Así que lo que hemos debido celebrar, como acaso bien pudo decirme el editor de López Velarde si el sueño hubiera durado lo suficiente, no es la existencia de un retrato de Ramón elaborado por su talentoso amigo, como hemos hecho desde 2018, sino la aparición del original del que fue reproducido en una revista de la época.
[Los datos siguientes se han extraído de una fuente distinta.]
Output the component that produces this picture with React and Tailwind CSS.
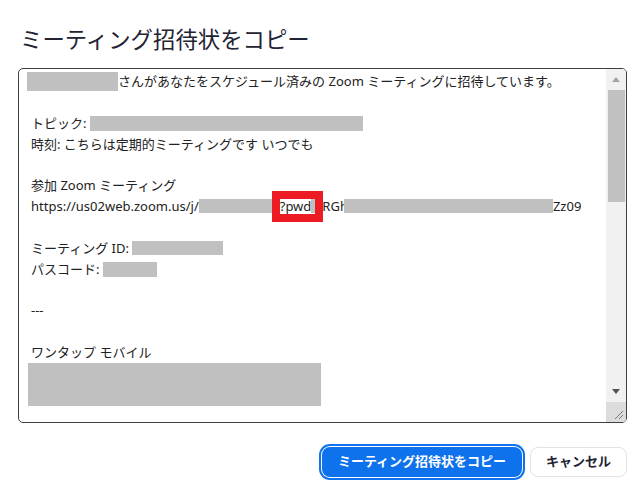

Hay mucho que decir de la presencia de nuestro poeta en las páginas de Vida Moderna y me prometo regresar a ellas.2 Me conformo, por ahora, con hacer mis notas (muchas, al detalle, todas de inmenso interés para mí). Por último, me despojo de los guantes y el tapabocas, devuelvo el libro al mostrador de préstamos y me dispongo a salir a la luz del día, tres horas después de mi llegada. Al cruzar la puerta de la biblioteca, luego de mirar de pasada el revuelo de libros convertidos en aves que dejó plasmados Vlady en una de las paredes interiores, me vuelve a la cabeza la imagen sonriente de José Luis Martínez en el rincón sereno de su biblioteca, sentado en su sillón de color arena quemada, visiblemente complacido del modo en que se ha desarrollado un nuevo episodio de nuestra fructífera colaboración.

Notas

1] De camino hacia lo que iba buscando, vi la marca cruel que hice en la página 75, cuando, una vez publicado mi libro, me reencontré con un testimonio lleno de color, aquel de que “a Ramón le gustaban las muchachas más bien feonas” aportado por su hermano Leopoldo, quien aún vivía en 1988, del que no pude aprovecharme porque olvidé de dónde lo había tomado y no quise citarlo sin su referencia respectiva. Cuando Ni sombra de disturbio estaba ya en prensa, seguí buscando, aunque nunca en la edición de Martínez, ya que siempre di por hecho, erróneamente, que la cita, con su tono discutible y nada académico, iba a estar en cualquier lugar menos ahí.